Progressive Conservative

Peter MacKay Progressive Conservative Pictou—Antigonish—Guysborough, NS

Mr. Chairman, I thank my colleague from Nova Scotia for his spirited and passionate debate.

Clearly there is a serious problem with respect to the lack of resources and staffing cutbacks that have been made to the Coast Guard. The member is right to point out that it is not a lack of effort and commitment on its part. In fact, the Coast Guard is performing admirably in spite of the situation that it has been placed in.

I want to key in on one area that should not be ignored in this debate and that is the situation with navigational aids. My colleagues from Nova Scotia and St. John's, Newfoundland and Labrador are painfully aware of this from having had discussions with Coast Guard officials and others.

Since 1996 and even before, the presence of marine navigational aids have dropped significantly and dramatically. The government will have to reinvest in that critical area. Putting lights and buoys on the coast goes back to the very beginnings of this country. We must ensure that those beacons of light are available for basic safety reasons for those who find themselves in peril at sea.

There are lighthouses that have been completely taken down and are no longer manned. That situation has exacerbated the shortages that already exist in terms of personnel who are available on the water, but this is now an increased danger. With the exception perhaps of Prince Edward Island, manned lighthouses in the maritime region have dramatically fallen.

There are private groups such as Keepers of the Beacon in Guysborough County who are desperately trying to attract the attention of DFO and the minister to this situation. In some instances they are looking to privatize the navigational aids for both heritage and practical purposes.

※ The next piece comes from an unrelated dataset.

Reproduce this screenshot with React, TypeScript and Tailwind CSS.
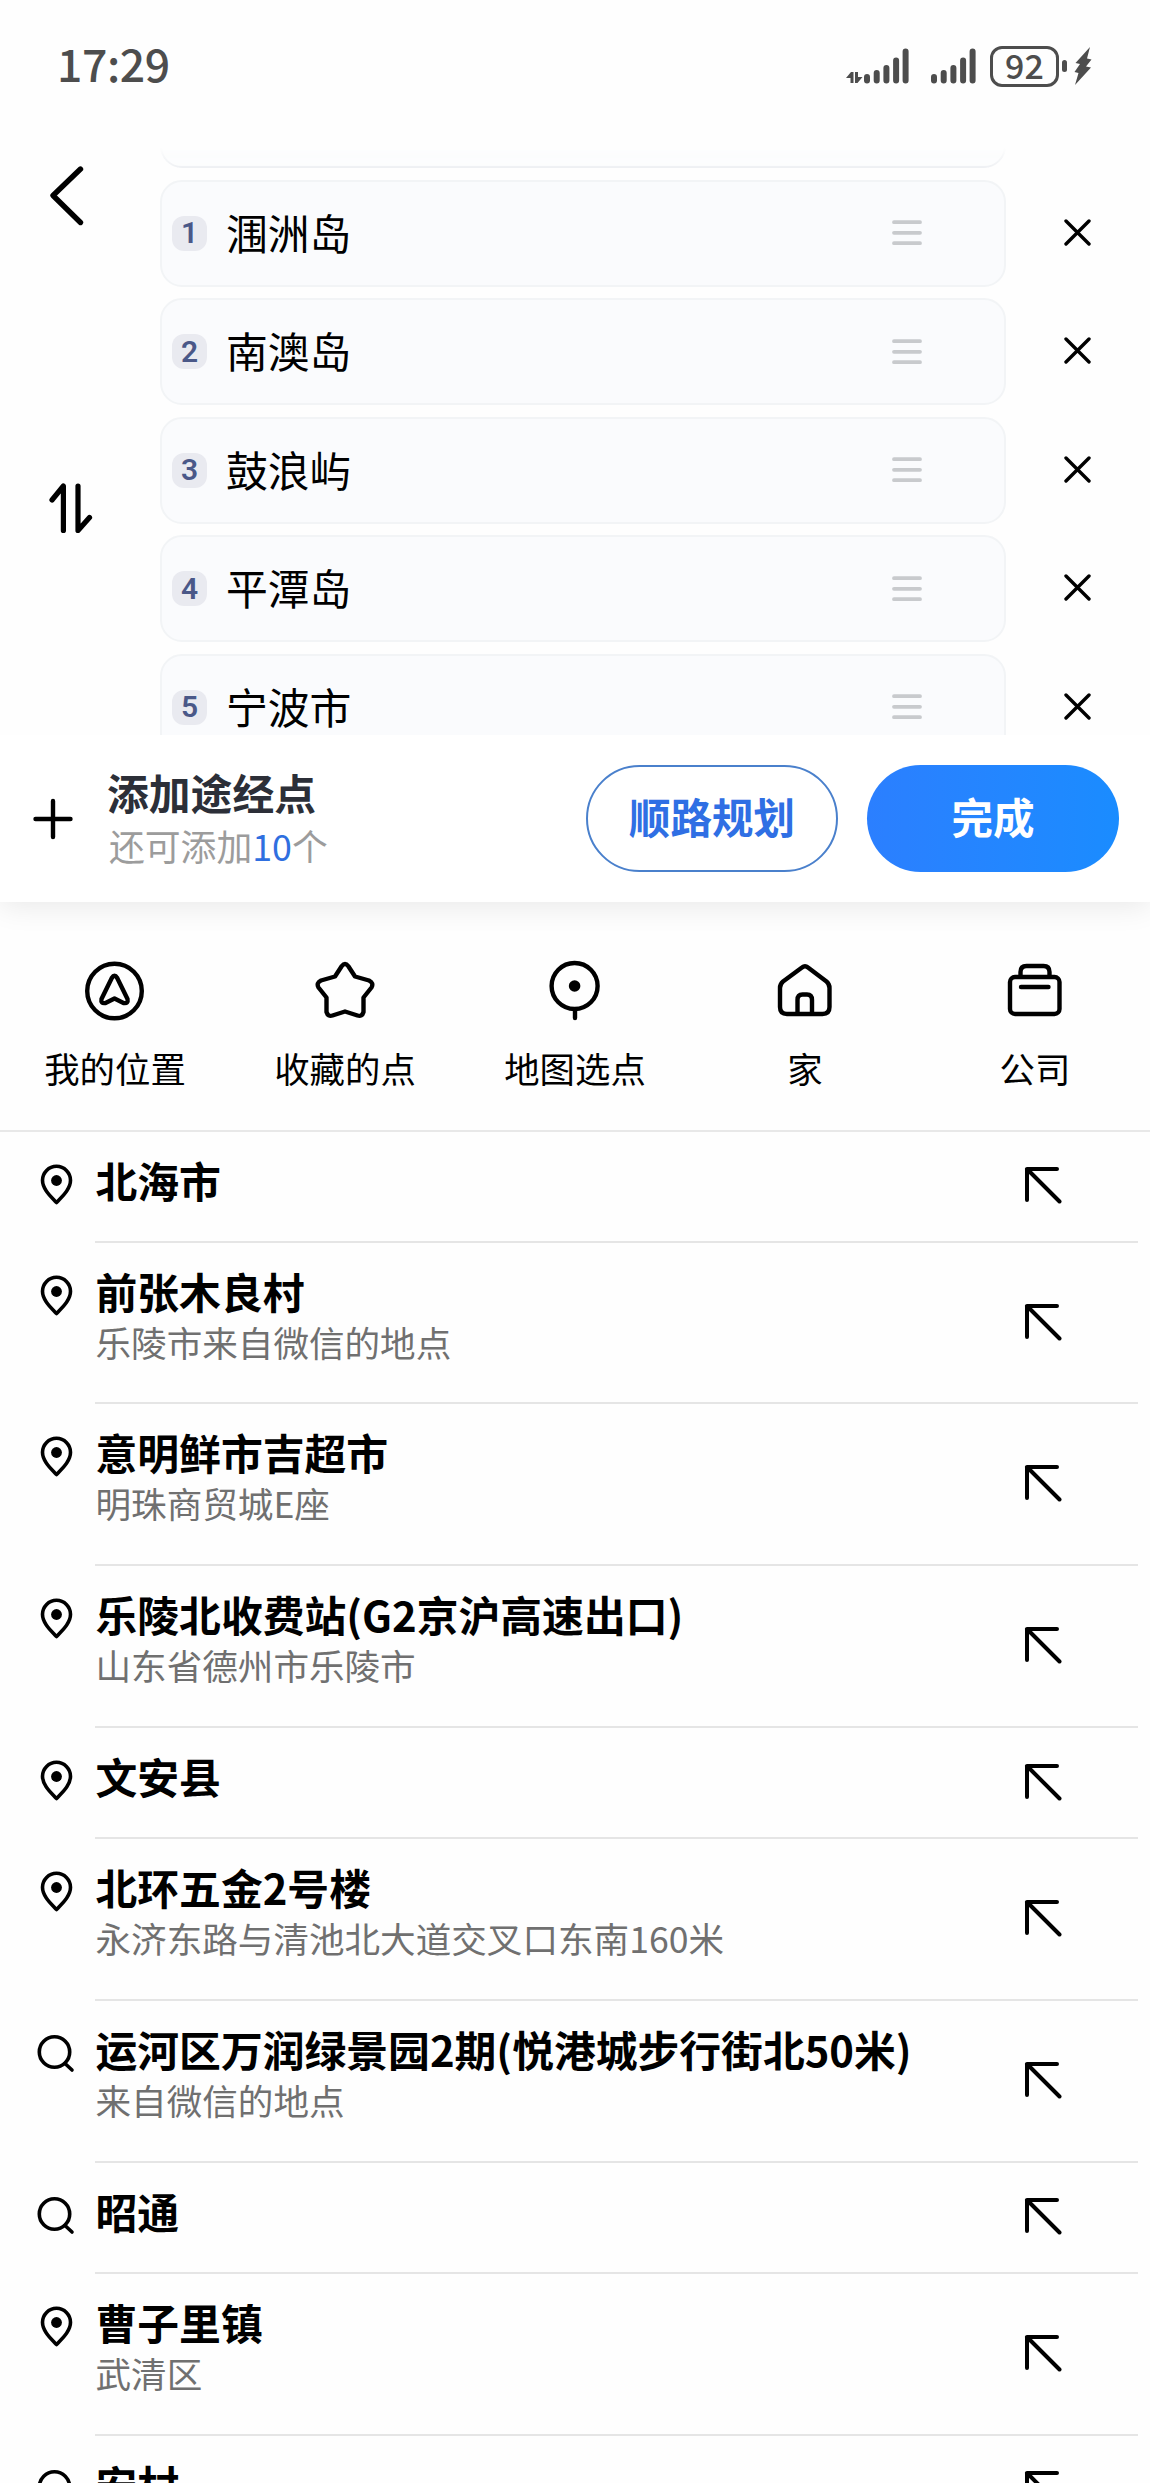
import type { ReactNode } from 'react';

type Place = {
    icon: 'pin' | 'search';
    title: string;
    address?: string;
};

const waypoints = ['涠洲岛', '南澳岛', '鼓浪屿', '平潭岛', '宁波市'];

const places: Place[] = [
    { icon: 'pin', title: '北海市' },
    { icon: 'pin', title: '前张木良村', address: '乐陵市来自微信的地点' },
    { icon: 'pin', title: '意明鲜市吉超市', address: '明珠商贸城E座' },
    { icon: 'pin', title: '乐陵北收费站(G2京沪高速出口)', address: '山东省德州市乐陵市' },
    { icon: 'pin', title: '文安县' },
    { icon: 'pin', title: '北环五金2号楼', address: '永济东路与清池北大道交叉口东南160米' },
    { icon: 'search', title: '运河区万润绿景园2期(悦港城步行街北50米)', address: '来自微信的地点' },
    { icon: 'search', title: '昭通' },
    { icon: 'pin', title: '曹子里镇', address: '武清区' },
    { icon: 'search', title: '安村' },
];

function SignalBars() {
    return (
        <svg width="46" height="40" viewBox="0 0 46 40" stroke="#4d4d4d" strokeWidth="6" strokeLinecap="round">
            <path d="M3 31V34.5M12.7 27V34.5M22.4 22V34.5M32.1 14.5V34.5M41.6 5.5V34.5" />
        </svg>
    );
}

function StatusBar() {
    return (
        <div className="flex h-[134px] shrink-0 items-center justify-between pr-[58px] pb-[2px] pl-[57px]">
            <span className="pb-[5px] text-[44.5px] leading-none font-medium tracking-[-0.4px] text-[#4d4d4d]">17:29</span>
            <div className="flex items-center">
                <svg width="18" height="40" viewBox="0 0 18 40" fill="#4d4d4d">
                    <path d="M0 32L5 26H7.5V37H4.5V32ZM9 26H12V31H16.5L11.5 37H9Z" />
                </svg>
                <div className="flex gap-[21px]">
                    <SignalBars />
                    <SignalBars />
                </div>
                {/* Battery */}
                <div className="ml-[13px] flex h-[41px] w-[69px] items-center justify-center rounded-[12px] border-3 border-[#4d4d4d] pb-[3px] text-[34px] leading-none font-medium text-[#4d4d4d]">
                    92
                </div>
                <div className="ml-[3px] h-[12px] w-[5px] rounded-full bg-[#4d4d4d]" />
                <svg className="ml-[7px]" width="18" height="38" viewBox="0 0 18 38" fill="#4d4d4d">
                    <path d="M16 0L1.5 16L6 17L0.5 25L4.5 26L1 38L17 20.5L12 19.5L17.5 12.5L13 11.5Z" />
                </svg>
            </div>
        </div>
    );
}

function WaypointRow({ index, name }: { index: number; name: string }) {
    return (
        <div className="flex h-[106.8px] shrink-0 items-center">
            <div className="flex h-full w-[846px] items-center rounded-[22px] border-2 border-[#f2f4f6] bg-[#fafbfd] pr-[82px] pl-[10px]">
                <span className="flex h-[35px] w-[35px] items-center justify-center rounded-[12px] bg-[#e9eaf0] font-[Roboto,sans-serif] text-[30px] leading-none font-semibold text-[#4a5888]">
                    {index}
                </span>
                <span className="ml-[19px] flex-1 pb-[1px] text-[41.8px] leading-none">{name}</span>
                <svg width="30" height="26" viewBox="0 0 30 26" stroke="#c8cacd" strokeWidth="3.8" strokeLinecap="round">
                    <path d="M2 2.2H28M2 12.8H28M2 23.2H28" />
                </svg>
            </div>
            <svg className="mb-[2px] ml-[58px]" width="27" height="27" viewBox="0 0 27 27" stroke="#000" strokeWidth="3.4" strokeLinecap="round">
                <path d="M2 2L25 25M25 2L2 25" />
            </svg>
        </div>
    );
}

function Shortcut({ label, children }: { label: string; children: ReactNode }) {
    return (
        <div className="flex flex-col items-center">
            <svg width="64" height="64" viewBox="0 0 64 64" fill="none" stroke="#000" strokeWidth="4.4" strokeLinecap="round" strokeLinejoin="round">
                {children}
            </svg>
            <span className="mt-[25px] text-[35.4px] leading-[40px]">{label}</span>
        </div>
    );
}

function PinIcon() {
    return (
        <svg width="40" height="44" viewBox="0 0 40 44" fill="none" stroke="#000" strokeWidth="3.6" strokeLinejoin="round">
            <path d="M20.5 39.5C15.5 34 6.5 26.5 6.5 17.3A14 14 0 0 1 34.5 17.3C34.5 26.5 25.5 34 20.5 39.5Z" />
            <circle cx="20.5" cy="17.5" r="5.4" fill="#000" stroke="none" />
        </svg>
    );
}

function SearchIcon() {
    return (
        <svg width="40" height="44" viewBox="0 0 40 44" fill="none" stroke="#000" strokeWidth="3.6" strokeLinecap="round">
            <circle cx="18.5" cy="20" r="15.2" />
            <path d="M29 31.5L36 38" />
        </svg>
    );
}

function PlaceRow({ place }: { place: Place }) {
    return (
        <div className={`flex shrink-0 ${place.address ? 'h-[161.7px]' : 'h-[111.3px]'}`}>
            <div className="w-[95px] pt-[31px] pl-[36px]">
                {place.icon === 'pin' ? <PinIcon /> : <SearchIcon />}
            </div>
            <div className="mr-[12px] flex flex-1 items-center justify-between border-b-2 border-[#e5e5e5] pr-[76px]">
                <div className="self-stretch pt-[24px] pl-[0.5px] whitespace-nowrap">
                    <p className="text-[41.8px] leading-[48px] font-bold">{place.title}</p>
                    {place.address && (
                        <p className="mt-[6px] text-[35.6px] leading-[42px] text-[#707070]">{place.address}</p>
                    )}
                </div>
                <svg className="mb-[2px]" width="38" height="38" viewBox="0 0 38 38" fill="none" stroke="#000" strokeWidth="4" strokeLinecap="round" strokeLinejoin="round">
                    <path d="M33 3H3V34M3 3L35.5 35.5" />
                </svg>
            </div>
        </div>
    );
}

export default function App() {
    return (
        <div className="flex h-[2483px] w-[1150px] flex-col overflow-hidden bg-[#fefefe] font-['Noto_Sans_CJK_SC',sans-serif] text-black">
            <StatusBar />

            {/* Route editor */}
            <div className="flex h-[601px] shrink-0 overflow-hidden">
                <div className="w-[160px] shrink-0 pt-[31px] pl-[48px]">
                    <svg width="38" height="62" viewBox="0 0 38 62" fill="none" stroke="#000" strokeWidth="5.4" strokeLinecap="round" strokeLinejoin="round">
                        <path d="M32.5 4L5 30.5L32.5 57.5" />
                    </svg>
                    <svg className="mt-[255px]" width="46" height="54" viewBox="0 0 46 54" fill="none" stroke="#000" strokeWidth="5.2" strokeLinecap="round" strokeLinejoin="round">
                        <path d="M4 18L15.4 4V48.5M30 4V48.5L41.5 35.5" />
                    </svg>
                </div>
                <div className="flex flex-1 flex-col gap-[11.7px]">
                    {/* Tail of the start point card, scrolled out under the header */}
                    <div className="flex h-[34.3px] w-[846px] shrink-0 flex-col justify-end overflow-hidden mask-t-from-0% mask-t-to-60%">
                        <div className="h-[107px] shrink-0 rounded-[22px] border-2 border-[#eef0f3] bg-[#fbfcfd]" />
                    </div>
                    {waypoints.map((name, i) => (
                        <WaypointRow key={name} index={i + 1} name={name} />
                    ))}
                </div>
            </div>

            {/* Action bar */}
            <div className="z-10 flex h-[167px] shrink-0 items-center bg-white pr-[31px] pl-[32px] shadow-[0_4px_28px_rgba(0,0,0,0.09)] [clip-path:inset(0_0_-40px_0)]">
                <svg width="42" height="42" viewBox="0 0 42 42" stroke="#000" strokeWidth="4.4" strokeLinecap="round">
                    <path d="M21 3V39M3.5 21H38.5" />
                </svg>
                <div className="ml-[33px] flex-1 pb-[3px]">
                    <p className="text-[41.8px] leading-[48px] font-bold text-[#2c2f38]">添加途经点</p>
                    <p className="mt-[8px] ml-[2px] text-[35.8px] leading-[42px] text-[#9c9c9c]">
                        还可添加<span className="text-[#2f6fe0]">10</span>个
                    </p>
                </div>
                <button className="h-[107px] w-[252px] rounded-full border-2 border-[#4a80cc] pb-[4px] text-[41.5px] leading-none font-bold text-[#2f6fe4]">
                    顺路规划
                </button>
                <button className="ml-[29px] h-[107px] w-[252px] rounded-full bg-linear-to-r from-[#2b7fff] to-[#1a8cff] pb-[4px] text-[41.5px] leading-none font-bold text-white">
                    完成
                </button>
            </div>

            {/* Shortcuts */}
            <div className="grid h-[229.5px] shrink-0 grid-cols-5 border-b-2 border-[#e8e8e8] pt-[57px]">
                <Shortcut label="我的位置">
                    <circle cx="31.5" cy="32" r="27.3" />
                    <path d="M28.8 19Q31.5 14.5 34.2 19L44.5 40Q45.5 45 40.5 44L31.5 39.5L22.5 44Q17.5 45 18.5 40Z" />
                </Shortcut>
                <Shortcut label="收藏的点">
                    <path d="M28.8 7Q32 3 35.2 7L42 17.5L56 21.5Q61 24 58.5 28.5L50.5 38.5L50.5 53Q49 58 44.5 56.5L32 52.5L19.5 56.5Q15 58 13.5 53L13.5 38.5L5.5 28.5Q3 24 8 21.5L22 17.5Z" />
                </Shortcut>
                <Shortcut label="地图选点">
                    <circle cx="31.6" cy="27" r="23" />
                    <circle cx="31.6" cy="27" r="5.8" fill="#000" stroke="none" />
                    <path d="M32 51V59" />
                </Shortcut>
                <Shortcut label="家">
                    <path d="M29 8.5Q32 6 35 8.5L53.5 22.5Q56.5 25 56.5 29V48Q56.5 55 49.5 55H14Q7 55 7 48V29Q7 25 10 22.5Z" />
                    <path d="M24.5 54V41Q24.5 35.5 29.5 35.5H34Q39 35.5 39 41V54" />
                </Shortcut>
                <Shortcut label="公司">
                    <rect x="7" y="18" width="49.5" height="37" rx="5" />
                    <path d="M17.5 17V13Q17.5 7 23.5 7H40.5Q46.5 7 46.5 13V17" />
                    <path d="M18 28H45.5" />
                </Shortcut>
            </div>

            {/* Search history */}
            <div className="flex flex-col">
                {places.map((place) => (
                    <PlaceRow key={place.title} place={place} />
                ))}
            </div>
        </div>
    );
}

I would like to hear what the member thinks could be done in terms of improving the presence of these buoys and lighthouses. I have been made aware of instances where lights and buoys are currently in place but are insufficient. They do not work, they are not certified, and they are not up to par. We also have the situation where many lighthouses are being taken down and efforts are being made to re-establish, and in some cases at a private sector level, this important infrastructure.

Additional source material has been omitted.